Mark Veeder's at his country home in Sullivan County, shown seated, right, with Michael Schroeder.

This summer, a farmers market was added in front of the store, after Mr. Veeder arranged for the greenhouse at a nearby prison to provide seedlings to local farmers that they could grow to sell at the market.

The revitalization of Barryville came close on the heels of Mr. Veeder’s renovation of his Forestburgh house, a gorgeous old two-story that was about to be torn down when he first saw it by accident in 1992. The three-bedroom house and seven acres of forest had stood unsold for five years, but it was everything Mr. Veeder wanted: a stone house, a pond, a barn, lots of garden and no neighbors.

Unable to afford the $180,000 to buy the house he had his eye on because he had just started EventQuest with his business partner, John Schwartz, Mr. Veeder wrote the owner a detailed financial proposal on how he would pay for it, which the owner accepted. Mr. Veeder and his father did most of the extensive renovations, and he took hardly any time off to explore the countryside. Later, Mr. Schroeder not only got Mr. Veeder out exploring, but he also added his touches to the house, opening the interiors and painting the rooms in brighter colors.

“I’m the master of the interior,” Mr. Schroeder said. “Mark is the master of the exterior.”

MR. Veeder’s weekend metamorphosis into his country self — whether he’s working on Barryville or his house — shocks his friends.
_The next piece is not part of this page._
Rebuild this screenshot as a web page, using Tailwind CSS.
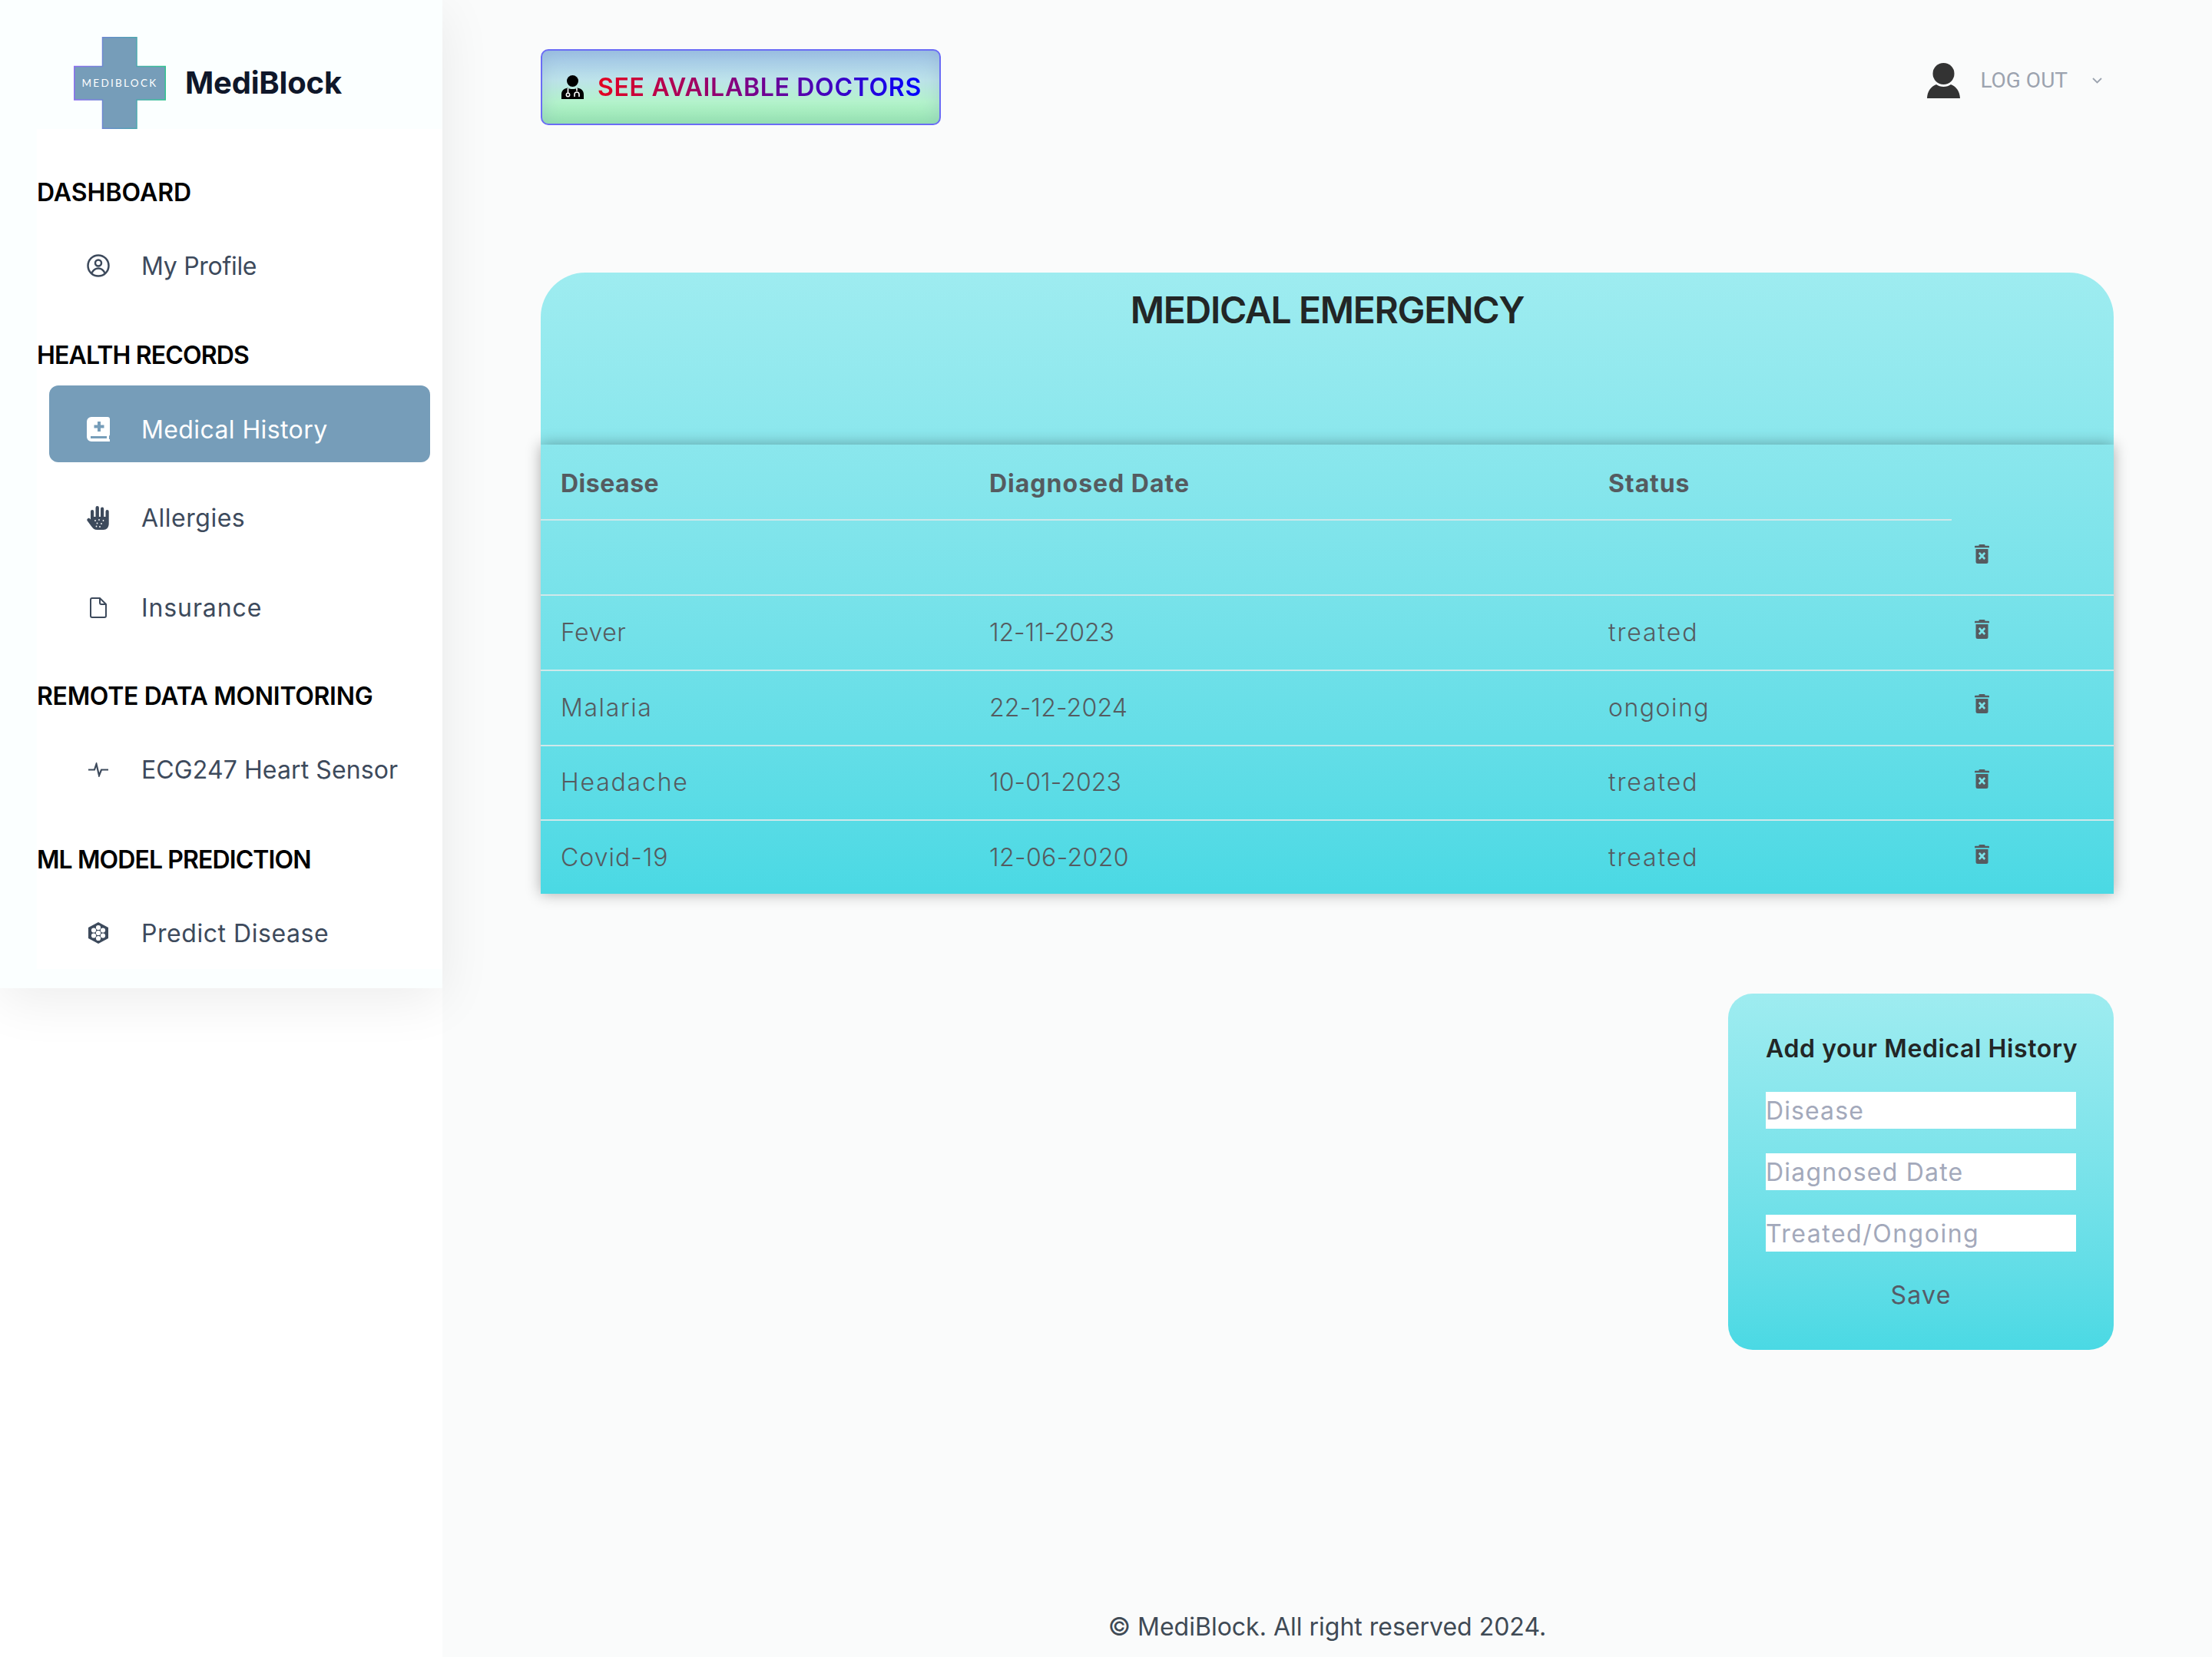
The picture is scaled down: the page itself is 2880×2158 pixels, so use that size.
<!DOCTYPE html>
<html lang="en">
<head>
    <meta charset="UTF-8">
    <meta name="viewport" content="width=device-width, initial-scale=1.0">
    <title>MediBlock - Medical History</title>
    <script src="https://cdn.jsdelivr.net/npm/@tailwindcss/browser@4"></script>
</head>
<body class="bg-white font-['Inter',sans-serif]">

    <svg class="hidden">
        <symbol id="trash" viewBox="0 0 19 25">
            <path fill="#555b60" d="M6.500 0h6a1 1 0 0 1 1 1v.8H18a1 1 0 0 1 1 1v1.400H0V2.800a1 1 0 0 1 1-1h4.500V1a1 1 0 0 1 1-1z"/>
            <path fill="#555b60" d="M1.500 6h16v16.500a2.500 2.500 0 0 1-2.500 2.500H4a2.500 2.500 0 0 1-2.500-2.500z"/>
            <path stroke="#7be4ea" stroke-width="2.600" d="M5.800 11l7.400 8M13.200 11l-7.400 8"/>
        </symbol>
    </svg>

    <div class="flex w-[2880px] h-[2158px] overflow-hidden">

        <!-- sidebar -->
        <aside class="relative z-10 w-[576px] h-[1287px] shrink-0 bg-[#fbffff] shadow-[0_16px_64px_rgba(0,0,0,0.075)]">
            <div class="flex items-center h-[168px] pl-[96px] pt-[48px]">
                <svg class="w-[120px] h-[120px] shrink-0" viewBox="0 0 120 120">
                    <defs>
                        <linearGradient id="logoEdge" x1="0" y1="0" x2="1" y2="0">
                            <stop offset="0" stop-color="#8b6cf0"/>
                            <stop offset="1" stop-color="#2fc48f"/>
                        </linearGradient>
                    </defs>
                    <path fill="#769db9" stroke="url(#logoEdge)" stroke-width="1.500" d="M37.500 .8H82V38.500H119.300V82H82V119.300H37.500V82H.8V38.500H37.500z"/>
                    <text x="60" y="65" text-anchor="middle" fill="#ffffff" font-family="Lato" font-size="13.500" letter-spacing="2.300">MEDIBLOCK</text>
                </svg>
                <span class="ml-[25px] text-[40px] leading-[48px] font-bold tracking-[-0.2px] text-[#0f172a]">MediBlock</span>
            </div>

            <nav class="ml-[48px] h-[1094px] bg-white pt-[57px]">
                <h3 class="h-[48px] pt-[2px] text-[32px] leading-[48px] font-semibold text-black">DASHBOARD</h3>
                <a class="flex items-center h-[100px] w-[496px] ml-[16px] mt-[16px] pt-[14px] pl-[49px] text-[32px] text-[#3d4a5c]">
                    <svg class="w-[30px] h-[30px] shrink-0" viewBox="0 0 30 30" fill="none" stroke="currentColor" stroke-width="2.500">
                        <circle cx="15" cy="15" r="13.500"/>
                        <circle cx="15" cy="11.500" r="4"/>
                        <path d="M6.500 24.500c2-4 5-6 8.500-6s6.500 2 8.500 6"/>
                    </svg>
                    <span class="ml-[41px] pt-[2px] tracking-[-0.3px]">My Profile</span>
                </a>

                <h3 class="h-[48px] pt-[2px] mt-[48px] text-[32px] leading-[48px] font-semibold tracking-[-0.85px] text-black">HEALTH RECORDS</h3>
                <a class="flex items-center h-[100px] w-[496px] ml-[16px] mt-[17px] pt-[14px] pl-[49px] rounded-[12px] bg-[#769db9] text-[32px] text-white">
                    <svg class="w-[30px] h-[32px] shrink-0" viewBox="0 0 30 32">
                        <path fill="#ffffff" d="M6 0H27a3 3 0 0 1 3 3V23a2 2 0 0 1-1 1.700V29h1v3H6a6 6 0 0 1-6-6V6a6 6 0 0 1 6-6z"/>
                        <path fill="#769db9" d="M14 6h4v4.500h4.500v4H18V19h-4v-4.500H9.500v-4H14zM5 25h21v3H5z"/>
                    </svg>
                    <span class="ml-[41px] pt-[2px] tracking-[0.4px]">Medical History</span>
                </a>
                <a class="flex items-center h-[100px] w-[496px] ml-[16px] mt-[15px] pt-[14px] pl-[49px] text-[32px] text-[#3d4a5c]">
                    <svg class="w-[30px] h-[31px] shrink-0" viewBox="0 0 30 31">
                        <path fill="currentColor" d="M5 7a2.100 2.100 0 0 1 4.200 0v7h2.300V2.200a2.200 2.200 0 0 1 4.400 0V14H18V3.700a2.100 2.100 0 0 1 4.200 0V14h2.300V7a2.100 2.100 0 0 1 4.200 0v16c0 5-3 8-7 8h-8c-4 0-6-2-8-5L.5 19c-1-2 1.500-4 3-3L5 17.500z"/>
                        <g fill="#ffffff"><circle cx="11" cy="19" r=".9"/><circle cx="16" cy="18" r=".9"/><circle cx="21.500" cy="19" r=".9"/><circle cx="13.500" cy="22.500" r=".9"/><circle cx="19" cy="23" r=".9"/><circle cx="12.500" cy="26.500" r=".9"/><circle cx="17" cy="27" r=".9"/></g>
                    </svg>
                    <span class="ml-[41px] pt-[2px] tracking-[0.5px]">Allergies</span>
                </a>
                <a class="flex items-center h-[100px] w-[496px] ml-[16px] mt-[17px] pt-[14px] pl-[53px] text-[32px] text-[#3d4a5c]">
                    <svg class="w-[22px] h-[27px] shrink-0" viewBox="0 0 22 27" fill="none" stroke="currentColor" stroke-width="2">
                        <path d="M3 1h10l8 8v15a2 2 0 0 1-2 2H3a2 2 0 0 1-2-2V3a2 2 0 0 1 2-2z"/>
                        <path d="M13 1v6a2 2 0 0 0 2 2h6"/>
                    </svg>
                    <span class="ml-[45px] pt-[2px] tracking-[0.9px]">Insurance</span>
                </a>

                <h3 class="h-[48px] pt-[2px] mt-[47px] text-[32px] leading-[48px] font-semibold tracking-[-0.3px] text-black">REMOTE DATA MONITORING</h3>
                <a class="flex items-center h-[100px] w-[496px] ml-[16px] mt-[16px] pt-[14px] pl-[51px] text-[32px] text-[#3d4a5c]">
                    <svg class="w-[26px] h-[19px] shrink-0" viewBox="0 0 26 19" fill="none" stroke="currentColor" stroke-width="2.200">
                        <path d="M0 9.500h8L10.500 2 14 17l3-7.500h9"/>
                    </svg>
                    <span class="ml-[43px] pt-[2px] tracking-[0.1px]">ECG247 Heart Sensor</span>
                </a>

                <h3 class="h-[48px] pt-[2px] mt-[49px] text-[32px] leading-[48px] font-semibold tracking-[-0.9px] text-black">ML MODEL PREDICTION</h3>
                <a class="flex items-center h-[100px] w-[496px] ml-[16px] mt-[16px] pt-[14px] pl-[51px] text-[32px] text-[#3d4a5c]">
                    <svg class="w-[26px] h-[28px] shrink-0" viewBox="0 0 26 28">
                        <path fill="currentColor" d="M13 0l13 7v14l-13 7-13-7V7z"/>
                        <g fill="#ffffff"><circle cx="13" cy="14" r="3.100"/><circle cx="13" cy="7" r="3.100"/><circle cx="13" cy="21" r="3.100"/><circle cx="7" cy="10.500" r="3.100"/><circle cx="19" cy="10.500" r="3.100"/><circle cx="7" cy="17.500" r="3.100"/><circle cx="19" cy="17.500" r="3.100"/></g>
                    </svg>
                    <span class="ml-[43px] pt-[2px] tracking-[0.55px]">Predict Disease</span>
                </a>
            </nav>
        </aside>

        <!-- main -->
        <main class="flex flex-col flex-1 bg-[#fafbfb] pl-[128px] pr-[128px] pt-[64px]">
            <div class="flex justify-between items-start">
                <button class="flex items-center w-[521px] h-[99px] pl-[25px] rounded-[10px] border-2 border-[#6a6cf5] bg-[linear-gradient(180deg,#9fc3e8_0%,#bde3ea_40%,#b4f3cc_70%,#98eab0_100%)] shadow-[inset_0_0_26px_rgba(130,160,190,0.35)]">
                    <svg class="w-[29px] h-[31px] shrink-0" viewBox="0 0 29 31">
                        <circle cx="14.500" cy="7.500" r="7.500" fill="#000000"/>
                        <path fill="#000000" d="M0 31v-6c0-5 3-7.500 8-8.500 4 2 9 2 13 0 5 1 8 3.500 8 8.500v6z"/>
                        <path fill="none" stroke="#ffffff" stroke-width="1.600" d="M8.500 17v6M20 17v3.500M17 28v-3a3 3 0 0 1 6 0v3"/>
                        <circle cx="8.500" cy="25.500" r="2.200" fill="none" stroke="#ffffff" stroke-width="1.500"/>
                    </svg>
                    <span class="ml-[18px] text-[32px] leading-[48px] font-semibold tracking-[0.7px] whitespace-nowrap bg-linear-to-r/srgb from-[#e5001f] to-[#0000ff] bg-clip-text text-transparent">SEE AVAILABLE DOCTORS</span>
                </button>

                <div class="flex items-center mt-[18px] pr-[15px]">
                    <svg class="w-[43px] h-[46px] shrink-0" viewBox="0 0 43 46">
                        <circle cx="21.500" cy="14" r="14" fill="#333333"/>
                        <path fill="#333333" d="M0 46c.5-9 4.500-15 12-18 5 4 14 4 19 0 7.500 3 11.500 9 12 18z"/>
                    </svg>
                    <span class="ml-[26px] font-['Roboto',sans-serif] text-[28px] leading-[40px] text-[#9ca3af]">LOG OUT</span>
                    <svg class="ml-[32px] w-[13px] h-[8px] shrink-0" viewBox="0 0 13 8" fill="none" stroke="#9ca3af" stroke-width="1.800">
                        <path d="M1 1l5.500 5.500L12 1"/>
                    </svg>
                </div>
            </div>

            <!-- medical emergency card -->
            <section class="mt-[192px] h-[809px] rounded-t-[58px] bg-linear-to-b from-[#9eecf0] to-[#4ad9e4]">
                <h1 class="pt-[17px] h-[224px] text-center text-[48px] leading-[64px] font-semibold tracking-[-1.3px] text-[#222626]">MEDICAL EMERGENCY</h1>
                <div class="h-[585px] shadow-[0_0_18px_rgba(0,0,0,0.32)] text-[#555b60] text-[32px] leading-[48px] font-light">
                    <div class="grid grid-cols-[558px_806px_473px_1fr] h-[99px] font-bold">
                        <div class="pl-[26px] pt-[27px] border-b-2 border-[#cfe8ea] tracking-[0.5px]">Disease</div>
                        <div class="pl-[26px] pt-[27px] border-b-2 border-[#cfe8ea] tracking-[1px]">Diagnosed Date</div>
                        <div class="pl-[26px] pt-[27px] border-b-2 border-[#cfe8ea] tracking-[0.9px]">Status</div>
                    </div>
                    <div class="grid grid-cols-[558px_806px_473px_1fr] h-[96px]">
                        <div class="col-start-4 mt-[31px] ml-[30px]"><svg class="w-[19px] h-[25px]"><use href="#trash"/></svg></div>
                    </div>
                    <div class="grid grid-cols-[558px_806px_473px_1fr] h-[98px] pt-[24px] border-t-2 border-[#cfe8ea]">
                        <div class="pl-[26px] tracking-[0.5px]">Fever</div>
                        <div class="pl-[26px] tracking-[-0.1px]">12-11-2023</div>
                        <div class="pl-[26px] tracking-[1.9px]">treated</div>
                        <div class="mt-[7px] ml-[30px]"><svg class="w-[19px] h-[25px]"><use href="#trash"/></svg></div>
                    </div>
                    <div class="grid grid-cols-[558px_806px_473px_1fr] h-[98px] pt-[24px] border-t-2 border-[#cfe8ea]">
                        <div class="pl-[26px] tracking-[1.6px]">Malaria</div>
                        <div class="pl-[26px] tracking-[0.2px]">22-12-2024</div>
                        <div class="pl-[26px] tracking-[1.5px]">ongoing</div>
                        <div class="mt-[6px] ml-[30px]"><svg class="w-[19px] h-[25px]"><use href="#trash"/></svg></div>
                    </div>
                    <div class="grid grid-cols-[558px_806px_473px_1fr] h-[97px] pt-[23px] border-t-2 border-[#cfe8ea]">
                        <div class="pl-[26px] tracking-[1.8px]">Headache</div>
                        <div class="pl-[26px] tracking-[0.1px]">10-01-2023</div>
                        <div class="pl-[26px] tracking-[1.9px]">treated</div>
                        <div class="mt-[7px] ml-[30px]"><svg class="w-[19px] h-[25px]"><use href="#trash"/></svg></div>
                    </div>
                    <div class="grid grid-cols-[558px_806px_473px_1fr] h-[97px] pt-[24px] border-t-2 border-[#cfe8ea]">
                        <div class="pl-[26px] tracking-[1px]">Covid-19</div>
                        <div class="pl-[26px] tracking-[0.4px]">12-06-2020</div>
                        <div class="pl-[26px] tracking-[1.9px]">treated</div>
                        <div class="mt-[7px] ml-[30px]"><svg class="w-[19px] h-[25px]"><use href="#trash"/></svg></div>
                    </div>
                </div>
            </section>

            <!-- add form -->
            <form class="self-end flex flex-col w-[502px] mt-[130px] px-[49px] pt-[48px] pb-[47px] rounded-[32px] bg-linear-to-b from-[#9eecf0] to-[#4ad9e4]">
                <h2 class="text-[32px] leading-[48px] font-semibold tracking-[0.6px] text-[#222626] whitespace-nowrap">Add your Medical History</h2>
                <input class="mt-[32px] w-full h-[48px] pt-[2px] bg-white text-[32px] tracking-[1.1px] outline-none placeholder:text-[#a3a9bb]" placeholder="Disease">
                <input class="mt-[32px] w-full h-[48px] pt-[2px] bg-white text-[32px] tracking-[1.2px] outline-none placeholder:text-[#a3a9bb]" placeholder="Diagnosed Date">
                <input class="mt-[32px] w-full h-[48px] pt-[2px] bg-white text-[32px] tracking-[1.5px] outline-none placeholder:text-[#a3a9bb]" placeholder="Treated/Ongoing">
                <button type="button" class="mt-[33px] text-[32px] leading-[48px] tracking-[1.3px] text-[#555b66]">Save</button>
            </form>

            <footer class="mt-auto pb-[15px] text-center text-[32px] leading-[48px] text-[#3f4a55]">© MediBlock. All right reserved 2024.</footer>
        </main>
    </div>

</body>
</html>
Locals upstate can’t picture him in Armani, and city colleagues can’t imagine him wielding a chainsaw or baking a pie. Mr. Veeder ascribes his ease with noncity pursuits to a childhood in the 4-H Club and growing up on a farm outside the Hudson Valley town of Athens, where he had to help with everything.

“As a kid, I used to think, why do I have to go out and cut wood and milk the cows and fix lights when everyone else my age is having fun?” he said. “Little did I realize that it would give me all these abilities I’m using now.”

If he is partial to any of these activities, it’s landscaping and gardening. He has help with lawn and garden maintenance, but he designs and plants all the gardens himself. When he walks around the property today, he points not to the large sections he has landscaped but to specific plants that he loves: a Chinese may apple, a variegated aralia, a golden metasequoia. Mr. Veeder makes them seem like little surprises in the greater landscape — a bit like Barryville.

“People look at the overall,” he said, “but for me what’s special is the detail.”